Brendan Gleeson plays Father James, a “good priest”, who is visited at confession by an unseen man who tells him he was serially and violently abused as a child by a member of the clergy, and that in revenge, he will kill Father James the following Sunday, so that he has time to ‘get his house in order’. Cue a ‘who will do it’ thriller? Not as such. Rather, Father James goes about his priestly business, and we meet the members of this bleak corner of County Sligo, all of whom taunt, insult or disparage him in one way or another, and each equally capable of being the potential killer. And yet they all turn up to Church, their disingenuous faith pointing towards the incongruous role of the Church in a community that would appear to despise it, but nonetheless goes through the motions of respecting it.    

The richness of these characters owes a lot to its stellar cast; Calvary features pretty much all the Irish big names, many of whom are better known for their work in comedies, such as Dylan Moran and Chris O’Dowd. However, their existence in the film as deeply troubled characters yet again wrong-foots an audience expecting Bernard Black or Roy from the IT Crowd.

Dylan Moran, who plays spiritually-void banker Michael Fitzgerald, features in a particularly memorable scene involving Holbein’s The Ambassadors, famous for its anamorphic skull.
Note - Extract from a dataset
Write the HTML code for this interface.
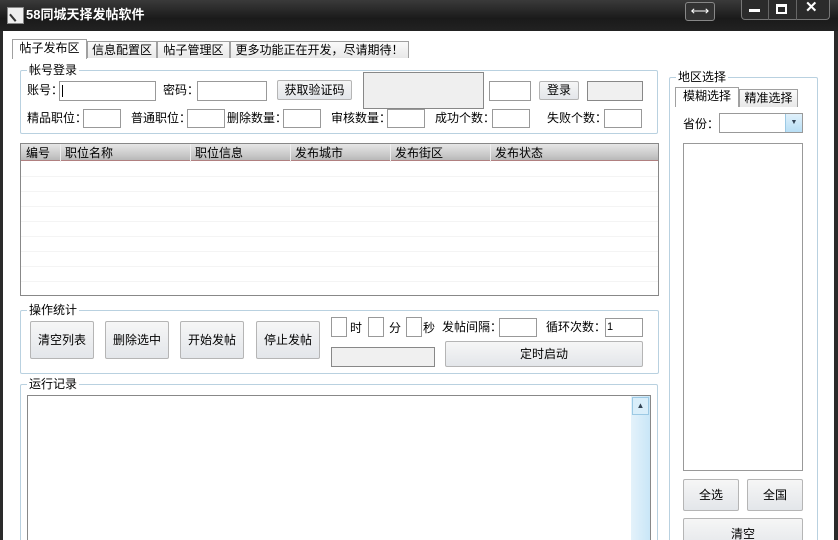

Indeed, death permeates throughout this film, both quite literally in the plot line of ‘will Father James die and who will do it?’ and on a more metaphorical level concerning the characters’ relationships with the Church and the banks, two of the disgraced pillars of modern-day Ireland. Gleeson himself does a spectacular job of embodying the calm, affable and thick-skinned priest whilst at the same time incorporating a roguish violent streak. A very complex character, Father James provokes more questions than he answers.

However, none of this is to say that the film’s darkness is overwhelming. McDonagh’s script still bristles with his characteristic razor-sharp and at times acerbic dialogue, which if not working to lighten the heavy themes being dealt with, provides relief from the darker moments. A reviewer from the Catholic Herald said that ‘[s]ome might find all of this too edgy, but others will laugh uproariously (I did)’, but I feel the Catholic Herald may have missed the point somewhat. There is nothing black and white about Calvary, humour and morality included, and therefore the laugh out loud moments are few and far between. Yet what it offers is a complex presentation of a country still reeling from the ruin of two of its most influential institutions in an elegant and considered manner, allowing for some wry smiles along the way.